The putative AraC-type transcriptional regulator STM1082 facilitates Salmonella pathogenicity through modulation of intestinal invasion and intracellular replication

Salmonella is a food-borne zoonotic pathogen that causes human gastroenteritis and potentially fatal systemic infections. The invasion of intestinal epithelial cells and the survival and replication within host macrophages are essential for the intestinal and systemic infections caused by Salmonella, respectively. To precisely regulate the expression of virulence-related genes, Salmonella relies on a series of regulatory proteins.
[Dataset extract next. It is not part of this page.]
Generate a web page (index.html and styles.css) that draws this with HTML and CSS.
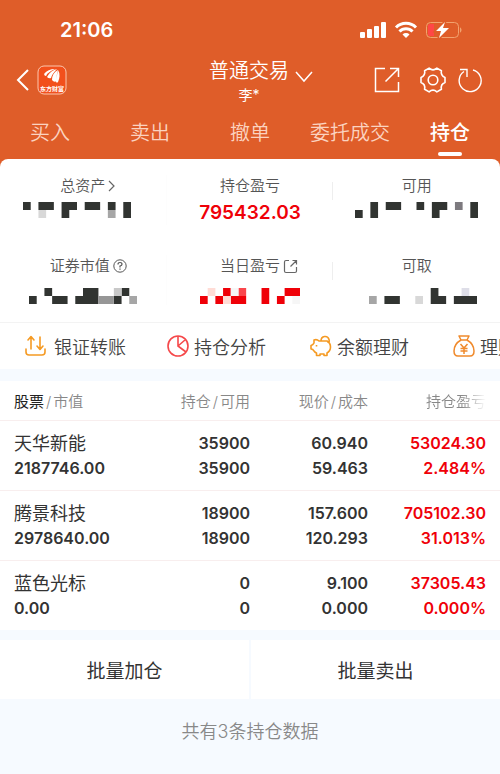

In this study, we identified STM1082, a putative AraC-type transcriptional regulator, as a new virulence activator in Salmonella. The expression of the STM1082 gene is up-regulated when Salmonella invades HeLa epithelial cells and replicates within RAW264.7 macrophages. Mutation of STM1082 impaired the ability of Salmonella to invade HeLa cells and replicate in RAW264.7 cells, and reduced its colonization in the mouse intestine, liver, and spleen. These results suggest that STM1082 facilitates Salmonella pathogenicity by promoting both its intestinal and systemic infections. Moreover, under intestinal-mimicking conditions, STM1082 increased the expression of genes related to 1,2-propanediol and ethanolamine metabolism, which are linked to Salmonella‘s intestinal survival. Under macrophage-mimicking conditions, it upregulated genes involved in purine biosynthesis, associated with Salmonella‘s systemic virulence. Together, these findings highlight the significant role of STM1082 in modulating the pathogenic mechanisms of Salmonella.